While the structural case for the Electricity Paradigm is powerful, its trajectory will be nonlinear.
The Implementation Hurdles in G10 & G20 States
For private-market institutional investors evaluating large-scale grid and transmission opportunities, it is tempting to view China’s rapid system build-out as a replicable benchmark. Yet the structural foundations that enable China’s “centralized blueprint” simply do not exist across G10 and G20 markets, making direct transplantation impossible.
- Regulatory Fragmentation and Permitting: In the United States, for example, building major transmission infrastructure requires approvals from a mosaic of federal, state, and local agencies, a process documented by the Congressional Research Service that can take significant efforts and time. For instance, SunZia Southwest Transmission Project took nearly 17 years from conception to the start of construction; illustrates the inherent procedural drag that investor must underwrite.
- Community & Local Resistance: Projects in U.S. (for example 2100MV SOO Green High Voltage Direct Current transmission line in the Midwestern) and in Europe have faced protracted legal and community challenges related to land use and visual impact, despite their clear role in regional decarbonization strategic vision, benefits and priorities.
- Divergent Investment Models: Finally, the capital-deployment models differ fundamentally. China’s state-directed system leverages policy banks and state-owned enterprises to mobilize financing at unprecedented speed and scale. Western markets, by contrast, rely on layered project-finance structures including private capital, public-private partnerships, regulatory risk-sharing; and while these frameworks enhance transparency and distribute risk, they inevitably lead to a more incremental and fragmented build-out. For investors, the implication is clear: the opportunity set in Western markets is compelling, but it is defined by structurally slower execution cycles, more complex stakeholder management, and a financing architecture that demands sophisticated risk allocation rather than centralized direction.
The New Industrial Geopolitics: Where Energy, Security, and Capital Converge
The global energy transition is reshaping the world’s balance of power but not in the way most assume. The narrative that mineral-rich nations will replace oil producers as the new energy superpowers misses the far more consequential shift already underway: strategic leverage has moved downstream, toward the nations that dominate the processing, refining, and industrial conversionof critical minerals. This creates a new geopolitical landscape defined by a tense struggle between the efficiency of established supply chains and the urgent pursuit of resilient, secure alternatives.
- The Processing Bottleneck: Mining concentration is well known; the Democratic Republic of Congo (DRC) produces more than 70% of global cobalt but the real vulnerability lies further along the chain.
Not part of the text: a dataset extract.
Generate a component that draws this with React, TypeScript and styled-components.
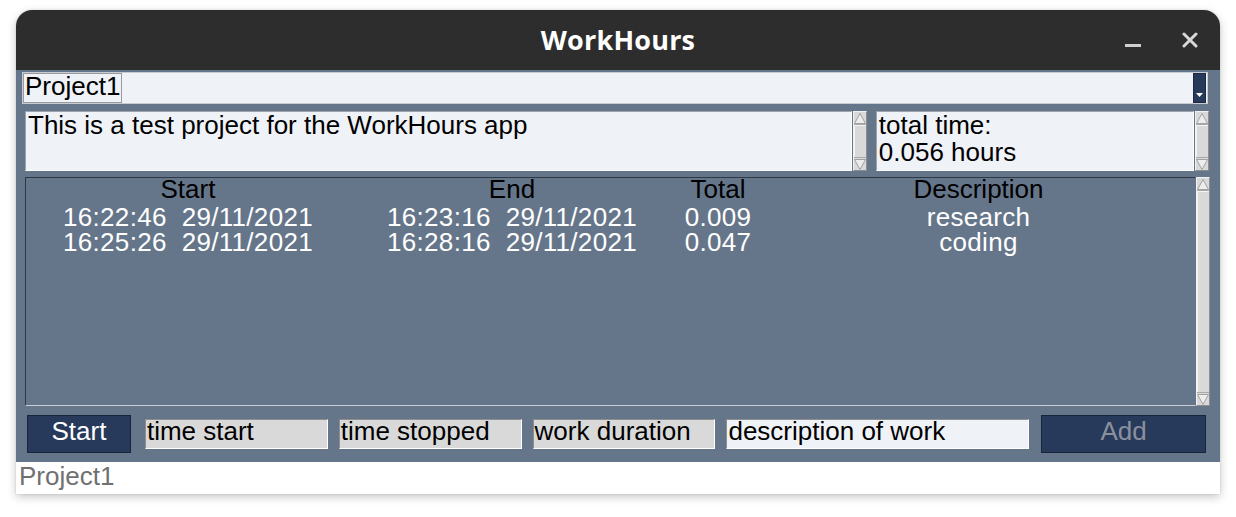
import React from "react";
import styled, { createGlobalStyle } from "styled-components";

const GlobalStyle = createGlobalStyle`
  html, body { margin: 0; padding: 0; background: #ffffff; }
  body { font-family: "Liberation Sans", Arial, sans-serif; }
  * { box-sizing: border-box; }
`;

const Page = styled.div`
  padding: 10px 16px 20px 16px;
  width: 1236px;
`;

const Window = styled.div`
  width: 1204px;
  border-radius: 16px 16px 0 0;
  overflow: hidden;
  box-shadow: 0 3px 10px rgba(0, 0, 0, 0.22), 0 0 2px rgba(0, 0, 0, 0.15);
  background: #ffffff;
`;

const TitleBar = styled.div`
  height: 60px;
  background: #2d2d2d;
  display: grid;
  grid-template-columns: 1fr auto 1fr;
  align-items: center;
`;

const Title = styled.div`
  grid-column: 2;
  font-family: "Open Sans", "DejaVu Sans", sans-serif;
  font-weight: 700;
  font-size: 27px;
  color: #ffffff;
  letter-spacing: 0.2px;
  margin-top: -1px;
`;

const Controls = styled.div`
  grid-column: 3;
  justify-self: end;
  display: flex;
  align-items: center;
  gap: 41px;
  padding-right: 22px;
`;

const Content = styled.div`
  background: #66768a;
  padding: 2px 10px 9px 6px;
  display: flex;
  flex-direction: column;
`;

const Combo = styled.div`
  height: 32px;
  margin-right: 2px;
  background: #eff2f7;
  border: 1px solid #c7ccd4;
  display: flex;
  align-items: stretch;
`;

const ComboValue = styled.div`
  border: 1px solid #9a9a9a;
  font-size: 26px;
  line-height: 25px;
  padding: 0 1px 0 1px;
  color: #000;
`;

const Grow = styled.div`
  flex: 1;
`;

const DropButton = styled.div`
  width: 13px;
  margin: 0 1px 0 0;
  background: #283a5b;
  border: 1px solid #1c2940;
  display: flex;
  align-items: flex-end;
  justify-content: center;
  padding-bottom: 4px;
`;

const Row = styled.div<{ $top: number; $height: number; $left: number; $right?: number }>`
  display: flex;
  margin-top: ${(p) => p.$top}px;
  height: ${(p) => p.$height}px;
  padding-left: ${(p) => p.$left}px;
  padding-right: ${(p) => p.$right ?? 0}px;
  align-items: stretch;
`;

const TextBox = styled.div<{ $width: number; $lh: number }>`
  width: ${(p) => p.$width}px;
  background: #eff2f7;
  border: 1px solid;
  border-color: #9ea4ad #ffffff #ffffff #9ea4ad;
  font-size: 26px;
  line-height: ${(p) => p.$lh}px;
  padding: 0 0 0 2px;
  color: #000;
  white-space: pre-line;
`;

const ScrollBar = styled.div<{ $gap: number }>`
  width: 14px;
  margin-left: ${(p) => p.$gap}px;
  background: #d9d9d9;
  border: 1px solid;
  border-color: #f2f2f2 #8e8e8e #8e8e8e #f2f2f2;
  display: flex;
  flex-direction: column;
`;

const Arrow = styled.div`
  height: 12px;
  display: flex;
  align-items: center;
  justify-content: center;
  background: #d9d9d9;
`;

const Thumb = styled.div`
  flex: 1;
  background: #d9d9d9;
  border-top: 1px solid #a9a9a9;
  border-bottom: 1px solid #a9a9a9;
  box-shadow: inset 1px 1px 0 #f4f4f4;
`;

const Spacer = styled.div<{ $w: number }>`
  width: ${(p) => p.$w}px;
`;

const Table = styled.div`
  flex: 1;
  border: 1px solid;
  border-color: #2f3946 transparent #c9ced6 #2f3946;
  display: grid;
  grid-template-columns: 324px 324px 88px 1fr;
  grid-auto-rows: 25px;
  grid-template-rows: 27px;
  align-content: start;
`;

const HeadCell = styled.div`
  text-align: center;
  font-size: 26px;
  line-height: 23px;
  color: #000;
  white-space: pre;
`;

const Cell = styled.div`
  text-align: center;
  font-size: 26px;
  line-height: 25px;
  color: #ffffff;
  white-space: pre;
  letter-spacing: 0.3px;
`;

const Button = styled.div<{ $width: number; $dim?: boolean; $ml: number }>`
  width: ${(p) => p.$width}px;
  margin-left: ${(p) => p.$ml}px;
  background: #283a5b;
  border: 1px solid #1a2438;
  color: ${(p) => (p.$dim ? "#8a919c" : "#ffffff")};
  font-size: 26px;
  line-height: 30px;
  text-align: center;
`;

const Field = styled.div<{ $width: number; $light?: boolean; $ml: number }>`
  width: ${(p) => p.$width}px;
  margin-left: ${(p) => p.$ml}px;
  align-self: center;
  height: 30px;
  background: ${(p) => (p.$light ? "#eff2f7" : "#d9d9d9")};
  border: 1px solid;
  border-color: #8e8e8e #ffffff #ffffff #8e8e8e;
  font-size: 26px;
  line-height: 23px;
  padding-left: 1px;
  color: #000;
  white-space: pre;
`;

const Footer = styled.div`
  height: 32px;
  background: #ffffff;
  color: #707070;
  font-size: 26px;
  line-height: 28px;
  padding-left: 3px;
`;

const UpArrow = () => (
  <svg width="12" height="11" viewBox="0 0 12 11">
    <path d="M6 0.5 L11.5 10.5 L0.5 10.5 Z" fill="#ededed" stroke="#a2a2a2" strokeWidth="1" />
  </svg>
);

const DownArrow = () => (
  <svg width="12" height="11" viewBox="0 0 12 11">
    <path d="M0.5 0.5 L11.5 0.5 L6 10.5 Z" fill="#ededed" stroke="#a2a2a2" strokeWidth="1" />
  </svg>
);

const Scroll = ({ gap }: { gap: number }) => (
  <ScrollBar $gap={gap}>
    <Arrow>
      <UpArrow />
    </Arrow>
    <Thumb />
    <Arrow>
      <DownArrow />
    </Arrow>
  </ScrollBar>
);

const rows = [
  ["16:22:46  29/11/2021", "16:23:16  29/11/2021", "0.009", "research"],
  ["16:25:26  29/11/2021", "16:28:16  29/11/2021", "0.047", "coding"],
];

export default function App() {
  return (
    <>
      <GlobalStyle />
      <Page>
        <Window>
          <TitleBar>
            <Title>WorkHours</Title>
            <Controls>
              <svg width="16" height="16" viewBox="0 0 16 16">
                <rect x="0" y="12" width="16" height="3" fill="#d0d0d0" />
              </svg>
              <svg width="16" height="16" viewBox="0 0 16 16">
                <path d="M2 2 L14 14 M14 2 L2 14" stroke="#d8d8d8" strokeWidth="3" strokeLinecap="round" />
              </svg>
            </Controls>
          </TitleBar>
          <Content>
            <Combo>
              <ComboValue>Project1</ComboValue>
              <Grow />
              <DropButton>
                <svg width="7" height="5" viewBox="0 0 7 5">
                  <path d="M0 0 L7 0 L3.5 4 Z" fill="#ffffff" />
                </svg>
              </DropButton>
            </Combo>
            <Row $top={7} $height={60} $left={3} $right={1}>
              <TextBox $width={829} $lh={26}>This is a test project for the WorkHours app</TextBox>
              <Scroll gap={1} />
              <Spacer $w={9} />
              <TextBox $width={319} $lh={27}>{"total time:\n0.056 hours"}</TextBox>
              <Scroll gap={1} />
            </Row>
            <Row $top={6} $height={229} $left={3}>
              <Table>
                <HeadCell>Start</HeadCell>
                <HeadCell>End</HeadCell>
                <HeadCell>Total</HeadCell>
                <HeadCell>Description</HeadCell>
                {rows.map((r, i) =>
                  r.map((c, j) => <Cell key={`${i}-${j}`}>{c}</Cell>)
                )}
              </Table>
              <Scroll gap={0} />
            </Row>
            <Row $top={9} $height={38} $left={5} $right={4}>
              <Button $width={104} $ml={0}>Start</Button>
              <Field $width={183} $ml={14}>time start</Field>
              <Field $width={183} $ml={11}>time stopped</Field>
              <Field $width={183} $ml={11}>work duration</Field>
              <Field $width={303} $ml={11} $light>description of work</Field>
              <Button $width={165} $ml={12} $dim>Add</Button>
            </Row>
          </Content>
          <Footer>Project1</Footer>
        </Window>
      </Page>
    </>
  );
}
According to the International Energy Agency (IEA), China controls nearly 90% of rare-earth separation capacity and a dominant share of lithium and cobalt refining. This is not an accident. It is the outcome of decades of deliberate state-supported investment in heavy industrial infrastructure that Western economies consciously offshored.
- The Western Onshoring Dilemma: Now, the U.S., EU, Japan, and their partners are scrambling to unwind this dependency. Through sweeping industrial policies including the Inflation Reduction Act, the Critical Raw Materials Act, and a growing web of strategic trade alliances; Western governments are attempting to rebuild what was lost: domestic and “friend-shored” processing capability for the metals and materials at the heart of electrification. But reindustrialization comes with a price. Processing and refining are capital-intensive, environmentally contentious, and difficult to permit in high-cost jurisdictions. For the first time in nearly three decades, Western economies must internalize the industrial footprint they once exported in the name of efficiency.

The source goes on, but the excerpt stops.